Although Edward Cardinal Egan acknowledged on NY1 last night that the papal conclave had consisted of “difficult days” marked by “tension and concern,” the archbishop of New York said in a statement that “the Lord has given us a kind and holy bishop of Rome who is, as well, one of the great theological minds of our time.”
Given Pope Benedict XVI’s age – he turned 78 on Saturday – and his theological, philosophical, and personal proximity to the late John Paul II, the election of Cardinal Ratzinger is interpreted by many as a desire among church leaders to continue the late pontiff’s legacy.
The bishop of the Diocese of Brooklyn, Nicholas DiMarzio, said as much in his official statement: “As Cardinal Joseph Ratzinger, Pope Benedict was a close collaborator with his predecessor, Pope John Paul, and understood the depth and breadth of his theological and philosophical teaching.”

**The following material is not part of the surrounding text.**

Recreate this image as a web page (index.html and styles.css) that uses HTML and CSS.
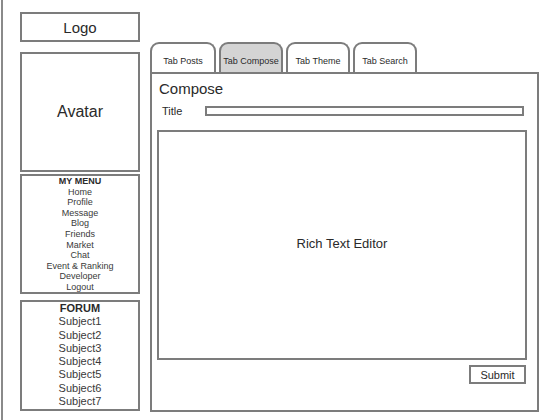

“As our new pontiff, he will continue to guide the Church with the same wisdom,” the bishop added, praising Benedict as a “humble and learned man.”
Influential New York Catholic lay leaders, too, saw Cardinal Ratzinger’s election as an indication that the church would continue along the path charted for it by Benedict’s predecessor.
The president of the New York-based Catholic League, William Donohue, said he and his organization were “absolutely delighted” by the announcement.
While Cardinal Ratzinger’s orthodox theology has led him to be savaged by many commentators as an ultraconservative “hard-liner” insensitive to the concerns of average Catholics, Mr. Donohue said, a pope who would safeguard traditional Catholic teaching “is precisely what the College of Cardinals wanted, and that’s certainly what we would want here.”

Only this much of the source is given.